- [RECORDED DATA]
** BEGIN **

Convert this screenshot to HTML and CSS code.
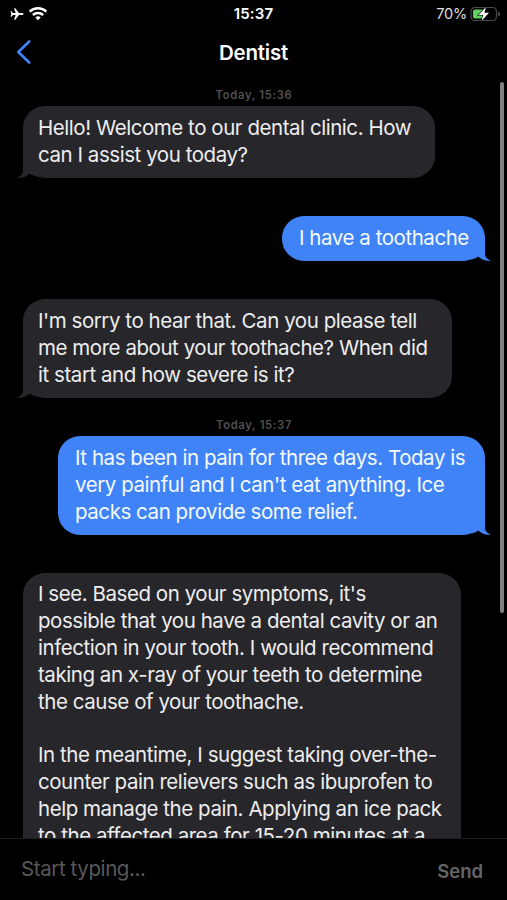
FILE: index.html
```html
<!DOCTYPE html>
<html lang="en">
<head>
    <meta charset="UTF-8">
    <meta name="viewport" content="width=device-width, initial-scale=1.0">
    <title>Dentist</title>
    <link rel="stylesheet" href="styles.css">
</head>
<body>
    <div class="phone">
        <div class="status-bar">
            <div class="status-left">
                <svg class="icon-plane" width="14" height="12" viewBox="0 0 14 12">
                    <path fill="#fff" d="M13.5 6c0-.6-.8-1-1.8-1H8.9L5.3.3H4L5.7 5H2.9L1.5 3.2H.5L1.3 6 .5 8.800h1L2.900 7h2.800L4 11.700h1.300L8.900 7h2.800c1 0 1.800-.4 1.800-1z"/>
                </svg>
                <svg class="icon-wifi" width="20" height="15" viewBox="0 0 20 15">
                    <g fill="none" stroke="#fff" stroke-width="2.500">
                        <path d="M1.700 5.700a11.900 11.900 0 0 1 16.600 0"/>
                        <path d="M4.900 9a7.300 7.300 0 0 1 10.200 0"/>
                    </g>
                    <path fill="#fff" d="M10 14.300l-2.700-2.800a3.900 3.900 0 0 1 5.400 0z"/>
                </svg>
            </div>
            <div class="status-time">15:37</div>
            <div class="status-right">
                <span class="percent">70%</span>
                <svg class="icon-battery" width="31" height="16" viewBox="0 0 31 16">
                    <rect x="1" y="1.500" width="25.500" height="13" rx="4" fill="none" stroke="#4b4b4b" stroke-width="1.200"/>
                    <path fill="#4b4b4b" d="M28 5.500c1.500.5 2.200 1.400 2.200 2.500s-.7 2-2.200 2.500z"/>
                    <path fill="#62cf62" d="M5 3.500h10v9H5a2 2 0 0 1-2-2v-5a2 2 0 0 1 2-2z"/>
                    <path fill="#fff" stroke="#000" stroke-width="1.200" paint-order="stroke" d="M16 1L8.500 9h4.700l-1.700 6 7.500-8.200h-4.600z"/>
                </svg>
            </div>
        </div>

        <header class="nav-bar">
            <svg class="icon-back" width="16" height="26" viewBox="0 0 16 26">
                <path fill="none" stroke="#3f83f7" stroke-width="2.600" stroke-linecap="round" stroke-linejoin="round" d="M13.200 2.500L2.300 13l10.900 10.500"/>
            </svg>
            <h1 class="title">Dentist</h1>
        </header>

        <main class="chat">
            <div class="date">Today, 15:36</div>
            <div class="bubble received hello">
                Hello! Welcome to our dental clinic. How<br>
                can I assist you today?
                <svg class="tail" width="20" height="24" viewBox="0 0 20 24"><path d="M6 0v17c0 3-2.500 5.500-6 6.500 4.500.8 9-.5 13-4 2 1.800 4 2.500 7 3V0z"/></svg>
            </div>
            <div class="bubble sent toothache">
                I have a toothache
                <svg class="tail" width="20" height="24" viewBox="0 0 20 24"><path d="M14 0v17c0 3 2.500 5.500 6 6.500-4.500.8-9-.5-13-4-2 1.800-4 2.500-7 3V0z"/></svg>
            </div>
            <div class="bubble received sorry">
                I'm sorry to hear that. Can you please tell<br>
                me more about your toothache? When did<br>
                it start and how severe is it?
                <svg class="tail" width="20" height="24" viewBox="0 0 20 24"><path d="M6 0v17c0 3-2.500 5.500-6 6.500 4.500.8 9-.5 13-4 2 1.800 4 2.500 7 3V0z"/></svg>
            </div>
            <div class="date">Today, 15:37</div>
            <div class="bubble sent pain">
                It has been in pain for three days. Today is<br>
                very painful and I can't eat anything. Ice<br>
                packs can provide some relief.
                <svg class="tail" width="20" height="24" viewBox="0 0 20 24"><path d="M14 0v17c0 3 2.500 5.500 6 6.500-4.500.8-9-.5-13-4-2 1.800-4 2.500-7 3V0z"/></svg>
            </div>
            <div class="bubble received advice">
                I see. Based on your symptoms, it's<br>
                possible that you have a dental cavity or an<br>
                infection in your tooth. I would recommend<br>
                taking an x-ray of your teeth to determine<br>
                the cause of your toothache.<br>
                <br>
                In the meantime, I suggest taking over-the-<br>
                counter pain relievers such as ibuprofen to<br>
                help manage the pain. Applying an ice pack<br>
                to the affected area for 15-20 minutes at a
            </div>
            <div class="scrollbar"></div>
        </main>

        <footer class="composer">
            <span class="placeholder">Start typing...</span>
            <span class="send">Send</span>
        </footer>
    </div>
</body>
</html>
```
FILE: styles.css
```css
* {
    margin: 0;
    padding: 0;
    box-sizing: border-box;
}

body {
    font-family: Inter, "Liberation Sans", sans-serif;
    background: #000;
    color: #fff;
}

.phone {
    display: flex;
    flex-direction: column;
    width: 507px;
    height: 900px;
    overflow: hidden;
}

.status-bar {
    display: grid;
    grid-template-columns: 1fr auto 1fr;
    align-items: center;
    height: 27px;
    padding: 0 6px 0 10px;
}

.status-left,
.status-right {
    display: flex;
    align-items: center;
}

.status-left {
    gap: 5px;
}

.icon-wifi {
    margin: -1px 0 0 -1px;
}

.status-time {
    margin-left: -4px;
    font-size: 15px;
    font-weight: 600;
    letter-spacing: 0.2px;
}

.status-right {
    justify-content: flex-end;
    gap: 3px;
    color: #dedede;
}

.percent {
    font-size: 14.5px;
    letter-spacing: -0.2px;
}

.nav-bar {
    display: grid;
    grid-template-columns: 40px 1fr 40px;
    align-items: center;
    height: 53px;
    padding-bottom: 3px;
}

.icon-back {
    margin-left: 16px;
}

.title {
    font-size: 20.5px;
    font-weight: 600;
    letter-spacing: -0.2px;
    text-align: center;
}

.chat {
    position: relative;
    flex: 1;
    display: flex;
    flex-direction: column;
    min-height: 0;
    padding: 8px 22px 0 23px;
    overflow: hidden;
}

.date {
    height: 15px;
    margin-bottom: 3px;
    font-size: 11.2px;
    font-weight: 600;
    line-height: 15px;
    letter-spacing: 0.7px;
    text-align: center;
    color: #505053;
}

.bubble {
    position: relative;
    flex-shrink: 0;
    padding: 8px 15px 10px;
    border-radius: 22px;
    font-size: 20.5px;
    line-height: 27px;
    letter-spacing: -0.45px;
    white-space: nowrap;
}

.received {
    align-self: flex-start;
    background: #27262b;
    color: #ededee;
}

.sent {
    align-self: flex-end;
    padding-left: 17px;
    background: #3f83f7;
    color: #f4faff;
}

.tail {
    position: absolute;
    bottom: 0;
}

.received .tail {
    left: -6px;
    fill: #27262b;
}

.sent .tail {
    right: -6px;
    fill: #3f83f7;
}

.hello {
    width: 412px;
    margin-bottom: 38px;
}

.toothache {
    width: 203px;
    margin-bottom: 38px;
}

.sorry {
    width: 429px;
    margin-bottom: 20px;
}

.pain {
    width: 427px;
    margin-bottom: 38px;
}

.advice {
    width: 438px;
    line-height: 26.9px;
}

.scrollbar {
    position: absolute;
    top: 2px;
    right: 3px;
    width: 4px;
    height: 531px;
    border-radius: 2px;
    background: #808080;
}

.composer {
    display: flex;
    align-items: center;
    justify-content: space-between;
    height: 62px;
    padding: 0 24px 2px 21px;
    border-top: 1px solid #1d1d1f;
}

.placeholder {
    font-size: 20.5px;
    letter-spacing: -0.4px;
    color: #58585a;
}

.send {
    padding-top: 4px;
    font-size: 18.5px;
    font-weight: 600;
    color: #666668;
}
```
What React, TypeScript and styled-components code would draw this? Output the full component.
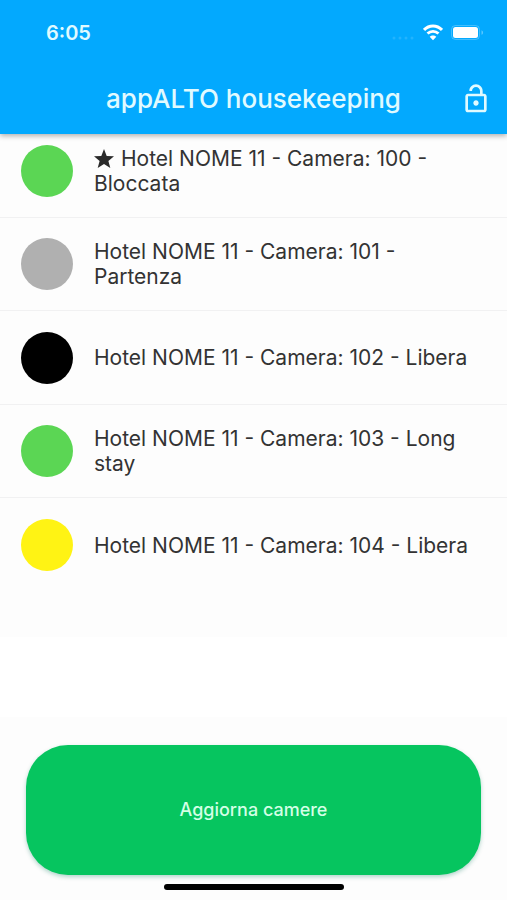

** END **

- [TASK DETAILS] Quote the records above exactly, leaving out any pictures.

- [TASK RESULT]
Convert this screenshot to HTML and CSS code.
FILE: index.html
```html
<!DOCTYPE html>
<html lang="en">
<head>
    <meta charset="UTF-8">
    <meta name="viewport" content="width=device-width, initial-scale=1.0">
    <title>Dentist</title>
    <link rel="stylesheet" href="styles.css">
</head>
<body>
    <div class="phone">
        <div class="status-bar">
            <div class="status-left">
                <svg class="icon-plane" width="14" height="12" viewBox="0 0 14 12">
                    <path fill="#fff" d="M13.5 6c0-.6-.8-1-1.8-1H8.9L5.3.3H4L5.7 5H2.9L1.5 3.2H.5L1.3 6 .5 8.800h1L2.900 7h2.800L4 11.700h1.300L8.900 7h2.800c1 0 1.800-.4 1.800-1z"/>
                </svg>
                <svg class="icon-wifi" width="20" height="15" viewBox="0 0 20 15">
                    <g fill="none" stroke="#fff" stroke-width="2.500">
                        <path d="M1.700 5.700a11.900 11.900 0 0 1 16.600 0"/>
                        <path d="M4.900 9a7.300 7.300 0 0 1 10.200 0"/>
                    </g>
                    <path fill="#fff" d="M10 14.300l-2.700-2.800a3.900 3.900 0 0 1 5.400 0z"/>
                </svg>
            </div>
            <div class="status-time">15:37</div>
            <div class="status-right">
                <span class="percent">70%</span>
                <svg class="icon-battery" width="31" height="16" viewBox="0 0 31 16">
                    <rect x="1" y="1.500" width="25.500" height="13" rx="4" fill="none" stroke="#4b4b4b" stroke-width="1.200"/>
                    <path fill="#4b4b4b" d="M28 5.500c1.500.5 2.200 1.400 2.200 2.500s-.7 2-2.200 2.500z"/>
                    <path fill="#62cf62" d="M5 3.500h10v9H5a2 2 0 0 1-2-2v-5a2 2 0 0 1 2-2z"/>
                    <path fill="#fff" stroke="#000" stroke-width="1.200" paint-order="stroke" d="M16 1L8.500 9h4.700l-1.700 6 7.500-8.200h-4.600z"/>
                </svg>
            </div>
        </div>

        <header class="nav-bar">
            <svg class="icon-back" width="16" height="26" viewBox="0 0 16 26">
                <path fill="none" stroke="#3f83f7" stroke-width="2.600" stroke-linecap="round" stroke-linejoin="round" d="M13.200 2.500L2.300 13l10.900 10.500"/>
            </svg>
            <h1 class="title">Dentist</h1>
        </header>

        <main class="chat">
            <div class="date">Today, 15:36</div>
            <div class="bubble received hello">
                Hello! Welcome to our dental clinic. How<br>
                can I assist you today?
                <svg class="tail" width="20" height="24" viewBox="0 0 20 24"><path d="M6 0v17c0 3-2.500 5.500-6 6.500 4.500.8 9-.5 13-4 2 1.800 4 2.500 7 3V0z"/></svg>
            </div>
            <div class="bubble sent toothache">
                I have a toothache
                <svg class="tail" width="20" height="24" viewBox="0 0 20 24"><path d="M14 0v17c0 3 2.500 5.500 6 6.500-4.500.8-9-.5-13-4-2 1.800-4 2.500-7 3V0z"/></svg>
            </div>
            <div class="bubble received sorry">
                I'm sorry to hear that. Can you please tell<br>
                me more about your toothache? When did<br>
                it start and how severe is it?
                <svg class="tail" width="20" height="24" viewBox="0 0 20 24"><path d="M6 0v17c0 3-2.500 5.500-6 6.500 4.500.8 9-.5 13-4 2 1.800 4 2.500 7 3V0z"/></svg>
            </div>
            <div class="date">Today, 15:37</div>
            <div class="bubble sent pain">
                It has been in pain for three days. Today is<br>
                very painful and I can't eat anything. Ice<br>
                packs can provide some relief.
                <svg class="tail" width="20" height="24" viewBox="0 0 20 24"><path d="M14 0v17c0 3 2.500 5.500 6 6.500-4.500.8-9-.5-13-4-2 1.800-4 2.500-7 3V0z"/></svg>
            </div>
            <div class="bubble received advice">
                I see. Based on your symptoms, it's<br>
                possible that you have a dental cavity or an<br>
                infection in your tooth. I would recommend<br>
                taking an x-ray of your teeth to determine<br>
                the cause of your toothache.<br>
                <br>
                In the meantime, I suggest taking over-the-<br>
                counter pain relievers such as ibuprofen to<br>
                help manage the pain. Applying an ice pack<br>
                to the affected area for 15-20 minutes at a
            </div>
            <div class="scrollbar"></div>
        </main>

        <footer class="composer">
            <span class="placeholder">Start typing...</span>
            <span class="send">Send</span>
        </footer>
    </div>
</body>
</html>
```
FILE: styles.css
```css
* {
    margin: 0;
    padding: 0;
    box-sizing: border-box;
}

body {
    font-family: Inter, "Liberation Sans", sans-serif;
    background: #000;
    color: #fff;
}

.phone {
    display: flex;
    flex-direction: column;
    width: 507px;
    height: 900px;
    overflow: hidden;
}

.status-bar {
    display: grid;
    grid-template-columns: 1fr auto 1fr;
    align-items: center;
    height: 27px;
    padding: 0 6px 0 10px;
}

.status-left,
.status-right {
    display: flex;
    align-items: center;
}

.status-left {
    gap: 5px;
}

.icon-wifi {
    margin: -1px 0 0 -1px;
}

.status-time {
    margin-left: -4px;
    font-size: 15px;
    font-weight: 600;
    letter-spacing: 0.2px;
}

.status-right {
    justify-content: flex-end;
    gap: 3px;
    color: #dedede;
}

.percent {
    font-size: 14.5px;
    letter-spacing: -0.2px;
}

.nav-bar {
    display: grid;
    grid-template-columns: 40px 1fr 40px;
    align-items: center;
    height: 53px;
    padding-bottom: 3px;
}

.icon-back {
    margin-left: 16px;
}

.title {
    font-size: 20.5px;
    font-weight: 600;
    letter-spacing: -0.2px;
    text-align: center;
}

.chat {
    position: relative;
    flex: 1;
    display: flex;
    flex-direction: column;
    min-height: 0;
    padding: 8px 22px 0 23px;
    overflow: hidden;
}

.date {
    height: 15px;
    margin-bottom: 3px;
    font-size: 11.2px;
    font-weight: 600;
    line-height: 15px;
    letter-spacing: 0.7px;
    text-align: center;
    color: #505053;
}

.bubble {
    position: relative;
    flex-shrink: 0;
    padding: 8px 15px 10px;
    border-radius: 22px;
    font-size: 20.5px;
    line-height: 27px;
    letter-spacing: -0.45px;
    white-space: nowrap;
}

.received {
    align-self: flex-start;
    background: #27262b;
    color: #ededee;
}

.sent {
    align-self: flex-end;
    padding-left: 17px;
    background: #3f83f7;
    color: #f4faff;
}

.tail {
    position: absolute;
    bottom: 0;
}

.received .tail {
    left: -6px;
    fill: #27262b;
}

.sent .tail {
    right: -6px;
    fill: #3f83f7;
}

.hello {
    width: 412px;
    margin-bottom: 38px;
}

.toothache {
    width: 203px;
    margin-bottom: 38px;
}

.sorry {
    width: 429px;
    margin-bottom: 20px;
}

.pain {
    width: 427px;
    margin-bottom: 38px;
}

.advice {
    width: 438px;
    line-height: 26.9px;
}

.scrollbar {
    position: absolute;
    top: 2px;
    right: 3px;
    width: 4px;
    height: 531px;
    border-radius: 2px;
    background: #808080;
}

.composer {
    display: flex;
    align-items: center;
    justify-content: space-between;
    height: 62px;
    padding: 0 24px 2px 21px;
    border-top: 1px solid #1d1d1f;
}

.placeholder {
    font-size: 20.5px;
    letter-spacing: -0.4px;
    color: #58585a;
}

.send {
    padding-top: 4px;
    font-size: 18.5px;
    font-weight: 600;
    color: #666668;
}
```
What React, TypeScript and styled-components code would draw this? Output the full component.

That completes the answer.